++++ DATA EXTRACT ++++

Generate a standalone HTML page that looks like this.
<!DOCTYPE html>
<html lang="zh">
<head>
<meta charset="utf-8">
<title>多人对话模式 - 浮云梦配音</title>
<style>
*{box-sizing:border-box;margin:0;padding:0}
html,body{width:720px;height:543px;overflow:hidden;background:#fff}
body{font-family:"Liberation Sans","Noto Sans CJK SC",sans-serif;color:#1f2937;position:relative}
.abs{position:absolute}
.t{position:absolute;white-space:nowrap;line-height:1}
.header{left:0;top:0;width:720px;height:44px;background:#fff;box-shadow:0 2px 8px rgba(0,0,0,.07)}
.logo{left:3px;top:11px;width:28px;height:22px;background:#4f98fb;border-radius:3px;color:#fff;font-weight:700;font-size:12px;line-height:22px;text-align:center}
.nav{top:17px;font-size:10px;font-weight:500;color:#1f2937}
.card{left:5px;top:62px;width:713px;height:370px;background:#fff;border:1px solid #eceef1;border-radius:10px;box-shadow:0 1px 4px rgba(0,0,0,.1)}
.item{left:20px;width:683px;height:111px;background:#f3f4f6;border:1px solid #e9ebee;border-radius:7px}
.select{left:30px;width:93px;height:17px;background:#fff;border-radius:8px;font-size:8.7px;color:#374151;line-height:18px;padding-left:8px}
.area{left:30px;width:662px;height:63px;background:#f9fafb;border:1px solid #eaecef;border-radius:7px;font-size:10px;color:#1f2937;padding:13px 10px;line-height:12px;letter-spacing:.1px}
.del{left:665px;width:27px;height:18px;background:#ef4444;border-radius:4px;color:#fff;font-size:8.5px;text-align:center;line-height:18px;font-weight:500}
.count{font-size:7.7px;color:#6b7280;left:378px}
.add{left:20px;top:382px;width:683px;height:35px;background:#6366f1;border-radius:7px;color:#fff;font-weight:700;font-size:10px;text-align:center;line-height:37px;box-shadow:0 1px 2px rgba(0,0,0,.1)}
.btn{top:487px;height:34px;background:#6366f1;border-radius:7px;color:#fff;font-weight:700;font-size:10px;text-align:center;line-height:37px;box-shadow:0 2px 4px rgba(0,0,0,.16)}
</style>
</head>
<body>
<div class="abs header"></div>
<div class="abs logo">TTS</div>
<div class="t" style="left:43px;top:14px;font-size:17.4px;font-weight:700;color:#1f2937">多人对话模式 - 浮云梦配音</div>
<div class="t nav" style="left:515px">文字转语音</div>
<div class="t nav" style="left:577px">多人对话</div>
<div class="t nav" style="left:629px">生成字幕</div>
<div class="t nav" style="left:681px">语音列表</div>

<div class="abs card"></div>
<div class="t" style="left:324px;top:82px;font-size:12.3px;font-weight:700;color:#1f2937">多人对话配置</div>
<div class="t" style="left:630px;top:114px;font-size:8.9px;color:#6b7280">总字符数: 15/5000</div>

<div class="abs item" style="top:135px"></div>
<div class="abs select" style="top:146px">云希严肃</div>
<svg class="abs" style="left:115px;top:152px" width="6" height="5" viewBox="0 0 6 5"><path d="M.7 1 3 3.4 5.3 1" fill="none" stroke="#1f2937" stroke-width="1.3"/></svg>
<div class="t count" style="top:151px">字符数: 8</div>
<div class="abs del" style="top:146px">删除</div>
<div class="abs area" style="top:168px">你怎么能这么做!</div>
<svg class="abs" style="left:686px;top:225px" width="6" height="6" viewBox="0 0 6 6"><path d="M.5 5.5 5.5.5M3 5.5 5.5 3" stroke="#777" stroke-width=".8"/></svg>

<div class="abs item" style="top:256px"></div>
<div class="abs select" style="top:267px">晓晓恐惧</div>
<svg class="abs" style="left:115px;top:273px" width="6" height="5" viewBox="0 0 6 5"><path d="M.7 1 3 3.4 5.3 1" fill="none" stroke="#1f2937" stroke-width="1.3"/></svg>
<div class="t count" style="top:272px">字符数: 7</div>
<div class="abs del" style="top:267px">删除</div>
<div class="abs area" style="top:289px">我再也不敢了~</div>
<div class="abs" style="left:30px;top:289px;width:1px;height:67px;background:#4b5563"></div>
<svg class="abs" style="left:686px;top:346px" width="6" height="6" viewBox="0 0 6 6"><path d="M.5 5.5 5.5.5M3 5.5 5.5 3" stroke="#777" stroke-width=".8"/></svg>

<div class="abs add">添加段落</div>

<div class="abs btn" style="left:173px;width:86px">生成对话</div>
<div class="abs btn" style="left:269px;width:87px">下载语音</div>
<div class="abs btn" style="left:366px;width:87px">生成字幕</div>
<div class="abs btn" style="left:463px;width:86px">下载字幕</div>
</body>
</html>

++++

Return every line of the material exactly.

■ TASK SOLUTION ■
Generate a standalone HTML page that looks like this.
<!DOCTYPE html>
<html lang="zh">
<head>
<meta charset="utf-8">
<title>多人对话模式 - 浮云梦配音</title>
<style>
*{box-sizing:border-box;margin:0;padding:0}
html,body{width:720px;height:543px;overflow:hidden;background:#fff}
body{font-family:"Liberation Sans","Noto Sans CJK SC",sans-serif;color:#1f2937;position:relative}
.abs{position:absolute}
.t{position:absolute;white-space:nowrap;line-height:1}
.header{left:0;top:0;width:720px;height:44px;background:#fff;box-shadow:0 2px 8px rgba(0,0,0,.07)}
.logo{left:3px;top:11px;width:28px;height:22px;background:#4f98fb;border-radius:3px;color:#fff;font-weight:700;font-size:12px;line-height:22px;text-align:center}
.nav{top:17px;font-size:10px;font-weight:500;color:#1f2937}
.card{left:5px;top:62px;width:713px;height:370px;background:#fff;border:1px solid #eceef1;border-radius:10px;box-shadow:0 1px 4px rgba(0,0,0,.1)}
.item{left:20px;width:683px;height:111px;background:#f3f4f6;border:1px solid #e9ebee;border-radius:7px}
.select{left:30px;width:93px;height:17px;background:#fff;border-radius:8px;font-size:8.7px;color:#374151;line-height:18px;padding-left:8px}
.area{left:30px;width:662px;height:63px;background:#f9fafb;border:1px solid #eaecef;border-radius:7px;font-size:10px;color:#1f2937;padding:13px 10px;line-height:12px;letter-spacing:.1px}
.del{left:665px;width:27px;height:18px;background:#ef4444;border-radius:4px;color:#fff;font-size:8.5px;text-align:center;line-height:18px;font-weight:500}
.count{font-size:7.7px;color:#6b7280;left:378px}
.add{left:20px;top:382px;width:683px;height:35px;background:#6366f1;border-radius:7px;color:#fff;font-weight:700;font-size:10px;text-align:center;line-height:37px;box-shadow:0 1px 2px rgba(0,0,0,.1)}
.btn{top:487px;height:34px;background:#6366f1;border-radius:7px;color:#fff;font-weight:700;font-size:10px;text-align:center;line-height:37px;box-shadow:0 2px 4px rgba(0,0,0,.16)}
</style>
</head>
<body>
<div class="abs header"></div>
<div class="abs logo">TTS</div>
<div class="t" style="left:43px;top:14px;font-size:17.4px;font-weight:700;color:#1f2937">多人对话模式 - 浮云梦配音</div>
<div class="t nav" style="left:515px">文字转语音</div>
<div class="t nav" style="left:577px">多人对话</div>
<div class="t nav" style="left:629px">生成字幕</div>
<div class="t nav" style="left:681px">语音列表</div>

<div class="abs card"></div>
<div class="t" style="left:324px;top:82px;font-size:12.3px;font-weight:700;color:#1f2937">多人对话配置</div>
<div class="t" style="left:630px;top:114px;font-size:8.9px;color:#6b7280">总字符数: 15/5000</div>

<div class="abs item" style="top:135px"></div>
<div class="abs select" style="top:146px">云希严肃</div>
<svg class="abs" style="left:115px;top:152px" width="6" height="5" viewBox="0 0 6 5"><path d="M.7 1 3 3.4 5.3 1" fill="none" stroke="#1f2937" stroke-width="1.3"/></svg>
<div class="t count" style="top:151px">字符数: 8</div>
<div class="abs del" style="top:146px">删除</div>
<div class="abs area" style="top:168px">你怎么能这么做!</div>
<svg class="abs" style="left:686px;top:225px" width="6" height="6" viewBox="0 0 6 6"><path d="M.5 5.5 5.5.5M3 5.5 5.5 3" stroke="#777" stroke-width=".8"/></svg>

<div class="abs item" style="top:256px"></div>
<div class="abs select" style="top:267px">晓晓恐惧</div>
<svg class="abs" style="left:115px;top:273px" width="6" height="5" viewBox="0 0 6 5"><path d="M.7 1 3 3.4 5.3 1" fill="none" stroke="#1f2937" stroke-width="1.3"/></svg>
<div class="t count" style="top:272px">字符数: 7</div>
<div class="abs del" style="top:267px">删除</div>
<div class="abs area" style="top:289px">我再也不敢了~</div>
<div class="abs" style="left:30px;top:289px;width:1px;height:67px;background:#4b5563"></div>
<svg class="abs" style="left:686px;top:346px" width="6" height="6" viewBox="0 0 6 6"><path d="M.5 5.5 5.5.5M3 5.5 5.5 3" stroke="#777" stroke-width=".8"/></svg>

<div class="abs add">添加段落</div>

<div class="abs btn" style="left:173px;width:86px">生成对话</div>
<div class="abs btn" style="left:269px;width:87px">下载语音</div>
<div class="abs btn" style="left:366px;width:87px">生成字幕</div>
<div class="abs btn" style="left:463px;width:86px">下载字幕</div>
</body>
</html>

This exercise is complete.